Les Jeux Isthmiques avaient lieu à Corinthe. On sait qu’ils furent restaurés en 582 avant J.-C. mais on ignore quand ils furent organisés pour la première fois.

Le stade a été construit au cours du Ve siècle avant J.-C., soit au moins cent ans après la réorganisation des jeux et en tout cas à une période où la signification des mythes était déjà presque perdue. 

Corinthe est la ville de Sisyphe qui représente « l’effort ». Comme il est uni à Mérope, la troisième Pléiade, il s’agit d’un effort intellectuel. Les sept plans de conscience dans le mental, décrits par Sri Aurobindo, sont illustrés par les Pléiades, filles d’Atlas, le dieu qui, à la fois, sépare l’esprit de la matière et permet leur réunion.

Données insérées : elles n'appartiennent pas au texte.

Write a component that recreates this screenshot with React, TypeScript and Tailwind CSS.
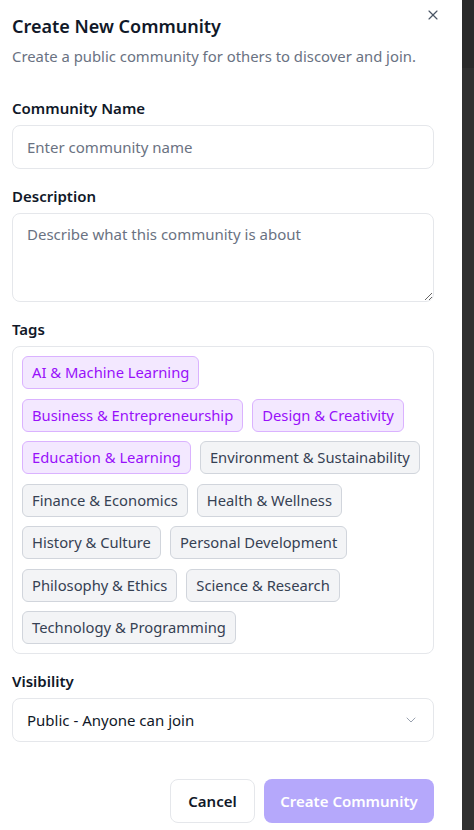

Le mythe de Sisyphe au royaume d’Hadès concerne le yoga du corps, donc la dernière étape du chemin. Nous ne le mentionnons ici que pour information.

Après sa mort, son châtiment dans l’Hadès est de rouler une énorme pierre au sommet d’une colline mais dès qu’il approche du sommet, le poids de la pierre l’entraîne vers le bas et tout est à recommencer.

Ce mythe montre que l’effort soutenu par la volonté, nécessaire dans les étapes précédentes du yoga, n’est plus opératif dans le yoga du corps, car une totale soumission est alors nécessaire.

L’intellect a pour rôle essentiel de classer et ordonner afin de détruire les illusions. Cette lutte contre les illusions est illustrée par le combat de Bellérophon, le petit-fils de Sisyphe, contre la Chimère. La représentation de ce monstre illustre une aspiration reposant sur l’ego : il s’agit donc pour le chercheur de se débarrasser en particulier des illusions spirituelles, c’est-à-dire des aspirations fondées sur l’ego et des constructions égotique de ses conceptions du Divin. Car, jusqu’à un certain point du chemin, le chercheur se construit une image d’un « divin » qui doit répondre à ses propres conceptions et satisfaire ses demandes et préférences, souvent subconscientes, puisque Bellérophon a pour père divin Poséidon.

Rappelons que les trois dieux Zeus, Poséidon et Hadès, se sont partagés le monde : Zeus règne sur le ciel nuageux (le supraconscient), Poséidon sur la mer (le subconscient) et Hadès sur le monde souterrain (l’inconscient matériel et corporel).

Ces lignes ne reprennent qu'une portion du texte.